Colin Gifford, Creative director, Blast

‘The Ford Motor Company. Actually, Paul Rand, UPS’s original identity creator, suggested a marque change for Ford in the 1960s, but it got rejected. Now I think it really does need a makeover. The marque doesn’t represent a brand striving to deliver contemporary design and affordable technology. It looked great on a model T, but unfortunately it’s the most unstylish design aspect of the 21st century vehicles. I’d let them keep blue though.’

Derek Johnston, Creative director, Landor Associates

‘Obviously we need to lose the red line from the Henry Beck London Underground map. And if we’re not going to worry about things like democracy then we might as well update the chambers at the Houses of Parliament to, say, a Starbucks for the green one and Wagamama for the red one. I also think that the Union Jack needs modernising, less crosses and more stars maybe.’

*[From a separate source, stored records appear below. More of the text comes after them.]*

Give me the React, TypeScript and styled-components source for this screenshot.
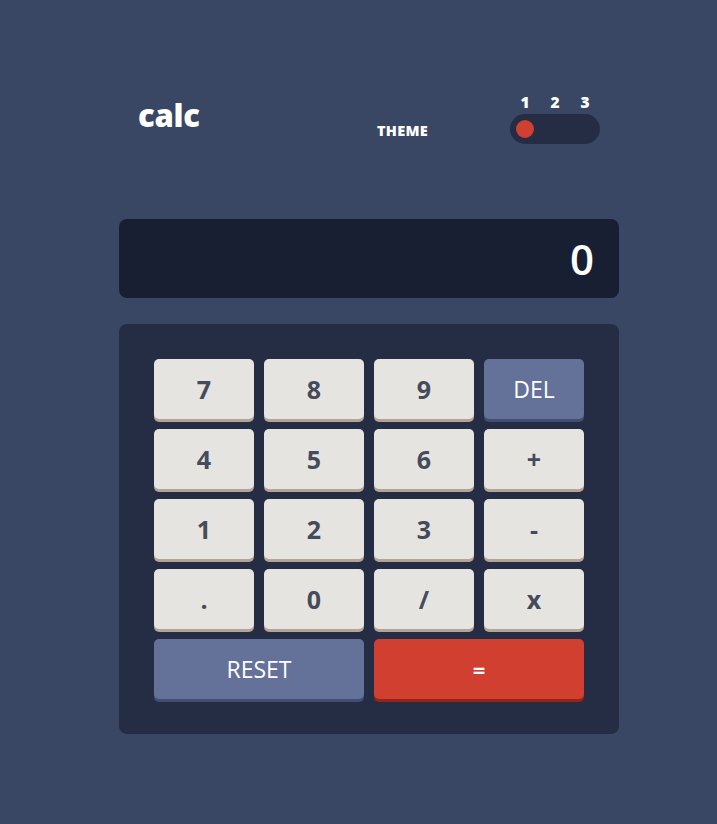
import React from "react";
import styled, { createGlobalStyle } from "styled-components";

const Global = createGlobalStyle`
  html, body { margin: 0; padding: 0; }
  body {
    background: #3a4764;
    font-family: "Open Sans", "Liberation Sans", sans-serif;
    min-height: 824px;
  }
`;

const Page = styled.main`
  width: 500px;
  margin: 0 0 0 119px;
  padding-top: 94px;
  display: flex;
  flex-direction: column;
`;

const Header = styled.header`
  display: flex;
  justify-content: space-between;
  align-items: flex-end;
  padding: 0 19px;
  color: #ffffff;
`;

const Logo = styled.h1`
  margin: 0 0 13px;
  font-size: 31px;
  font-weight: 800;
  line-height: 1;
  letter-spacing: -0.3px;
`;

const ThemeGroup = styled.div`
  display: flex;
  align-items: flex-end;
  gap: 82px;
`;

const ThemeLabel = styled.span`
  font-size: 14.5px;
  font-weight: 800;
  letter-spacing: 0.3px;
  line-height: 17px;
  margin-bottom: 5px;
`;

const ToggleColumn = styled.div`
  display: flex;
  flex-direction: column;
  width: 90px;
  gap: 3px;
`;

const Numbers = styled.div`
  display: grid;
  grid-template-columns: repeat(3, 1fr);
  text-align: center;
  font-size: 15.5px;
  font-weight: 800;
  line-height: 17px;
`;

const Track = styled.div`
  height: 30px;
  border-radius: 15px;
  background: #242d44;
  display: grid;
  grid-template-columns: repeat(3, 1fr);
  align-items: center;
`;

const Knob = styled.span`
  justify-self: center;
  width: 18px;
  height: 18px;
  border-radius: 50%;
  background: #d03f2f;
`;

const Screen = styled.div`
  margin-top: 75px;
  height: 79px;
  border-radius: 8px;
  background: #181f33;
  color: #ffffff;
  display: flex;
  align-items: center;
  justify-content: flex-end;
  padding: 0 25px;
  font-size: 42px;
  font-weight: 600;
`;

const Keypad = styled.div`
  margin-top: 26px;
  border-radius: 8px;
  background: #242d44;
  padding: 35px;
  display: grid;
  grid-template-columns: repeat(4, 100px);
  grid-auto-rows: 60px;
  gap: 10px;
`;

type Variant = "num" | "fn" | "eq";

const Key = styled.button<{ $variant?: Variant; $span?: number }>`
  border: none;
  border-radius: 5px;
  cursor: pointer;
  font-family: "Open Sans", "Liberation Sans", sans-serif;
  grid-column: span ${(p) => p.$span ?? 1};
  padding: 0;
  ${(p) =>
    p.$variant === "fn"
      ? `
    background: #647198;
    box-shadow: 0 3px 0 #414e73;
    color: #ffffff;
    font-size: 23px;
    font-weight: 500;
  `
      : p.$variant === "eq"
      ? `
    background: #d03f2f;
    box-shadow: 0 3px 0 #93261a;
    color: #ffffff;
    font-size: 22px;
    font-weight: 700;
  `
      : `
    background: #e6e4e0;
    box-shadow: 0 3px 0 #b3a497;
    color: #444b5a;
    font-size: 25px;
    font-weight: 700;
  `}
`;

const keys: { label: string; variant?: Variant; span?: number }[] = [
  { label: "7" },
  { label: "8" },
  { label: "9" },
  { label: "DEL", variant: "fn" },
  { label: "4" },
  { label: "5" },
  { label: "6" },
  { label: "+" },
  { label: "1" },
  { label: "2" },
  { label: "3" },
  { label: "-" },
  { label: "." },
  { label: "0" },
  { label: "/" },
  { label: "x" },
  { label: "RESET", variant: "fn", span: 2 },
  { label: "=", variant: "eq", span: 2 },
];

export default function App() {
  return (
    <>
      <Global />
      <Page>
        <Header>
          <Logo>calc</Logo>
          <ThemeGroup>
            <ThemeLabel>THEME</ThemeLabel>
            <ToggleColumn>
              <Numbers>
                <span>1</span>
                <span>2</span>
                <span>3</span>
              </Numbers>
              <Track>
                <Knob />
              </Track>
            </ToggleColumn>
          </ThemeGroup>
        </Header>
        <Screen>0</Screen>
        <Keypad>
          {keys.map((k) => (
            <Key key={k.label} $variant={k.variant} $span={k.span}>
              {k.label}
            </Key>
          ))}
        </Keypad>
      </Page>
    </>
  );
}
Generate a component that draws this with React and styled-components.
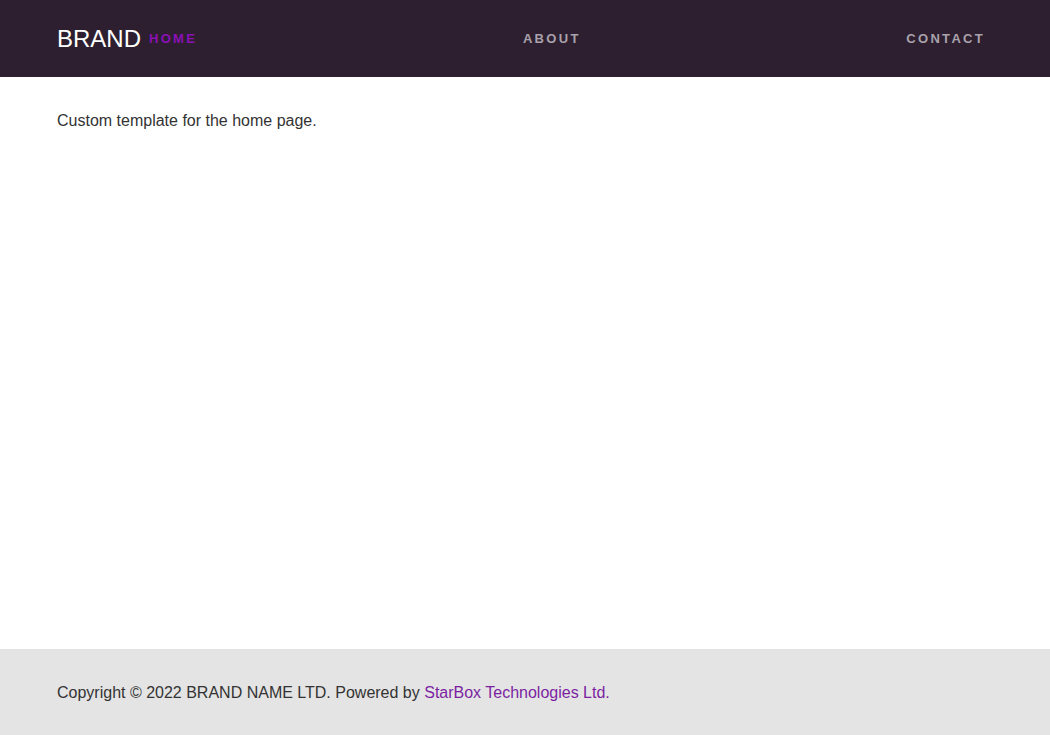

Lee Coomber, Creative director, Wolff Olins

‘It would be very easy to take a dozen classic marques and “modernise” them, but I believe this is unnecessary. Branding needs substance to have longevity – that’s why classic marques remain classic and slow evolution has always produced better results. But if you were twisting my arm, I’d also love to have a go at the Ford logo – it’s been virtually untouched since 1928, and I believe no longer fully represents the Ford brand experience.’

Ian Thompson, Creative director, Thompson Design

‘I guess the marketers who have been doing the most head scratching are those in utility companies. Receiving an electricity bill with the British gas logo and flame symbol seems at best to be rather eccentric.’